In this study, 169 patients with BSIs were followed for 30 days, and the 30-day all-cause mortality rate was 8.88%. Notably, the 30-day all-cause mortality of BSIs caused by fungi was as high as 36.36%, which was significantly higher than that of Gram-negative and Gram-positive bacteria. A multicenter retrospective study in Italy has found that 215 patients with malignant hematological diseases developed fungemia, and the mortality rates of mold and yeast infections are 70% and 39%, respectively.36 In eastern China, the 30-day all-cause mortality of 45 patients with malignant hematological diseases caused by Candida BSIs is 17.8%.35 In our study, we found fungal BSI and NHL were significantly associated with higher 30-day all-cause mortality after BSI. This reminds us to guard against the occurrence of fungal BSIs or fungal mixed BSIs in patients undergoing HSCT.

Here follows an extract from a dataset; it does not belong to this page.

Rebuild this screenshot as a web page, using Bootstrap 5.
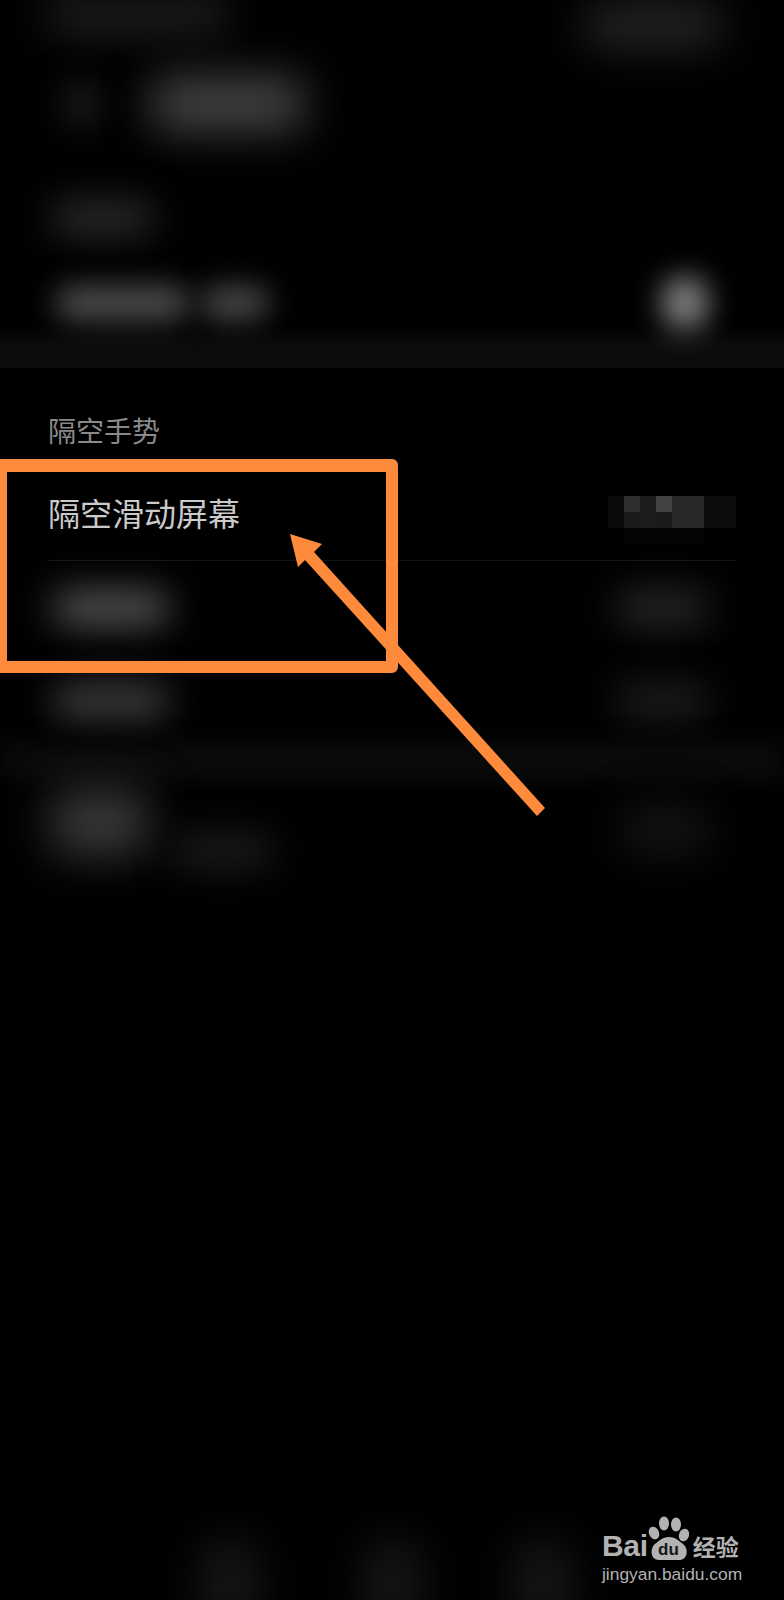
<!DOCTYPE html>
<html lang="zh-CN">
<head>
<meta charset="utf-8">
<title>隔空手势</title>
<link href="https://cdn.jsdelivr.net/npm/bootstrap@5.3.0/dist/css/bootstrap.min.css" rel="stylesheet">
<style>
html,body{background:#000;margin:0}
.shot{width:784px;height:1600px;background:#000;overflow:hidden;font-family:"Noto Sans CJK SC","Liberation Sans",sans-serif}
.rw{padding-left:48px;padding-right:48px}
.r1{height:54px}.r2{height:100px}.r3{height:128px}.r4{height:42px}
.band1{height:44px;background:linear-gradient(#000,#0c0c0c 22px)}
.sect{height:96px;padding-top:44px}
.sect-title{font-size:28px;line-height:36px;color:#8a8a8a}
.itm{height:96px}
.itm-title{font-size:32px;line-height:40px;color:#cacaca}
.rule{height:1px;background:#151515;margin:0 48px}
.r6{height:93px}.r7{height:93px}
.bm{display:block;flex:none;border-radius:18px}
.b-tl{width:185px;height:44px;margin-left:-3px;margin-top:-7px;background:#1c1c1c;filter:blur(20px)}
.b-tr{width:140px;height:44px;margin-right:13px;margin-top:3px;background:#262626;filter:blur(22px)}
.b-2a{width:40px;height:50px;margin-left:14px;background:#181818;filter:blur(16px)}
.b-2b{width:155px;height:56px;margin-left:48px;background:#424242;filter:blur(22px)}
.b-3{width:105px;height:36px;margin-left:2px;background:#2a2a2a;filter:blur(18px)}
.b-4a{width:135px;height:36px;margin-left:7px;background:#4a4a4a;filter:blur(14px)}
.b-4b{width:70px;height:36px;margin-left:10px;background:#444;filter:blur(14px)}
.b-tog{width:46px;height:52px;margin-right:28px;background:#7c7c7c;filter:blur(14px)}
.b-li{width:118px;height:36px;margin-left:4px;background:#545454;filter:blur(18px)}
.b-ri{width:95px;height:40px;margin-right:26px;background:#242424;filter:blur(18px)}
.b-li2{width:118px;height:36px;margin-left:4px;background:#3e3e3e;filter:blur(18px)}
.b-ri2{width:95px;height:40px;margin-right:26px;background:#1b1b1b;filter:blur(18px)}
.band2{height:40px;margin-top:-6px;background:#0a0a0a;filter:blur(10px)}
.lastrow{height:100px}
.b-5a{width:100px;height:68px;margin-left:2px;margin-top:7px;background:#363636;filter:blur(22px)}
.b-5b{width:105px;height:36px;margin-left:20px;margin-top:52px;background:#1b1b1b;filter:blur(18px)}
.b-5c{width:90px;height:50px;margin-right:26px;margin-top:24px;background:#131313;filter:blur(20px)}
.mosa{display:grid;grid-template-columns:repeat(8,16px);grid-auto-rows:16px;margin-top:16px;filter:blur(.5px)}
.t0{background:#000}.t1{background:#0a0a0a}.t2{background:#0d0d0d}.t3{background:#1a1a1a}.t4{background:#1d1d1d}.t5{background:#282828}.t6{background:#2e2e2e}.t7{background:#424242}.t8{background:#050505}
.tabs{position:absolute;left:0;right:0;bottom:0;height:60px;padding-left:200px}
.b-nav{width:60px;height:90px;margin-right:103px;background:#151515;filter:blur(20px)}
.b-nav2{width:60px;height:90px;margin-right:90px;background:#151515;filter:blur(20px)}
.marks{position:absolute;left:0;top:0}
.wm{position:absolute;left:602px;top:1516px;width:142px;color:#b2b2b2}
.wm-top{height:45px}
.wm-bai{font-family:"Liberation Sans",sans-serif;font-weight:700;font-size:30px;line-height:30px;letter-spacing:-.3px}
.wm-jy{font-family:"Noto Sans CJK SC",sans-serif;font-weight:700;font-size:23px;line-height:30px;margin-left:4px}
.wm-url{font-family:"Liberation Sans",sans-serif;font-size:17.4px;line-height:20px;margin-top:3px;white-space:nowrap}
</style>
</head>
<body>
<main class="shot position-relative">
  <div class="r1 rw d-flex align-items-start justify-content-between"><span class="bm b-tl"></span><span class="bm b-tr"></span></div>
  <div class="r2 rw d-flex align-items-center"><span class="bm b-2a"></span><span class="bm b-2b"></span></div>
  <div class="r3 rw d-flex align-items-center"><span class="bm b-3"></span></div>
  <div class="r4 rw d-flex align-items-center justify-content-between">
    <div class="d-flex"><span class="bm b-4a"></span><span class="bm b-4b"></span></div>
    <span class="bm b-tog"></span>
  </div>
  <div class="band1"></div>

  <div class="sect rw"><div class="sect-title">隔空手势</div></div>

  <div class="itm rw d-flex align-items-center justify-content-between">
    <div class="itm-title">隔空滑动屏幕</div>
    <div class="mosa">
      <i class="t1"></i><i class="t6"></i><i class="t4"></i><i class="t7"></i><i class="t5"></i><i class="t5"></i><i class="t2"></i><i class="t2"></i>
      <i class="t1"></i><i class="t3"></i><i class="t4"></i><i class="t3"></i><i class="t5"></i><i class="t5"></i><i class="t2"></i><i class="t2"></i>
      <i class="t0"></i><i class="t8"></i><i class="t8"></i><i class="t8"></i><i class="t8"></i><i class="t8"></i><i class="t0"></i><i class="t0"></i>
    </div>
  </div>
  <div class="rule"></div>
  <div class="r6 rw d-flex align-items-center justify-content-between"><span class="bm b-li"></span><span class="bm b-ri"></span></div>
  <div class="r7 rw d-flex align-items-center justify-content-between"><span class="bm b-li2"></span><span class="bm b-ri2"></span></div>
  <div class="band2"></div>
  <div class="lastrow rw d-flex align-items-start justify-content-between">
    <div class="d-flex align-items-start"><span class="bm b-5a"></span><span class="bm b-5b"></span></div>
    <span class="bm b-5c"></span>
  </div>

  <div class="tabs d-flex align-items-start"><span class="bm b-nav"></span><span class="bm b-nav2"></span><span class="bm b-nav"></span></div>

  <svg class="marks" width="784" height="1600" viewBox="0 0 784 1600" aria-hidden="true">
    <path fill="#fd8b3b" fill-rule="evenodd" d="M-10 459H392a6 6 0 0 1 6 6V667a6 6 0 0 1-6 6H-10ZM7 472V661H386V472Z"/>
    <path fill="#fd8b3b" d="M290 534L322 544L314 552L545 808L537 816L305 560L298 567Z"/>
  </svg>

  <div class="wm">
    <div class="wm-top d-flex align-items-end">
      <span class="wm-bai">Bai</span>
      <svg width="41" height="45" viewBox="649 1516 41 45" aria-hidden="true">
        <g fill="#b2b2b2">
          <ellipse cx="655" cy="1533" rx="5" ry="6.5" transform="rotate(-25 655 1533)"/>
          <ellipse cx="665" cy="1523.5" rx="5" ry="7"/>
          <ellipse cx="677" cy="1524.5" rx="5" ry="7"/>
          <ellipse cx="685" cy="1535" rx="5" ry="6.5" transform="rotate(20 685 1535)"/>
          <path d="M670 1537C663 1537 660 1541 656 1544C651 1548 651 1560 660 1560H680C689 1560 690 1549 684 1544C680 1541 677 1537 670 1537Z"/>
        </g>
        <text x="669.5" y="1555" text-anchor="middle" font-family="Liberation Sans, sans-serif" font-weight="700" font-size="17" fill="#161616">du</text>
      </svg>
      <span class="wm-jy">经验</span>
    </div>
    <div class="wm-url">jingyan.baidu.com</div>
  </div>
</main>
<script src="https://cdn.jsdelivr.net/npm/bootstrap@5.3.0/dist/js/bootstrap.bundle.min.js"></script>
</body>
</html>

Our study has some limitations. First, this was a single-center retrospective cohort study that may not be generalizable to other institutions with different clinical practices. Second, due to the change in the method used by microbiology laboratories to report antibiotic sensitivity data, we were unable to determine the sensitivity of some bacteria to specific antibiotics. Finally, we did not define mucosal barrier damage-laboratory confirmed bloodstream infections.37,38 Therefore, we plan to collect multicenter data and conduct an in-depth analysis of the above factors in the future.

Conclusions

Our study reveals the microbiological characteristics of bloodstream infections after HSCT, the time of occurrence of BSIs relative to HSCT, and 30-day all-cause mortality. This study provides data to support empirical antimicrobial therapy and infection prevention strategies for patients with BSIs after HSCT.

Data Sharing Statement

The datasets used and/or analyzed during the present study are available from the corresponding author upon reasonable request.

Ethical Statement

This study was conducted according to the guidelines of the Declaration of Helsinki and was approved by the Institutional Review Committee of the First Affiliated Hospital of Soochow University (NO.2023-452). We confirmed that all data was anonymized and maintained with confidentiality; therefore, the requirement for informed consent was waived due to the retrospective design.

Funding

This work was supported by the Pfizer Foundation (Tracking No.76080151) and Key Project for Infection Management of the Suzhou Hospital Association (SZSYYXH-2023-ZD1).

Disclosure

The authors declare no competing interests in this work.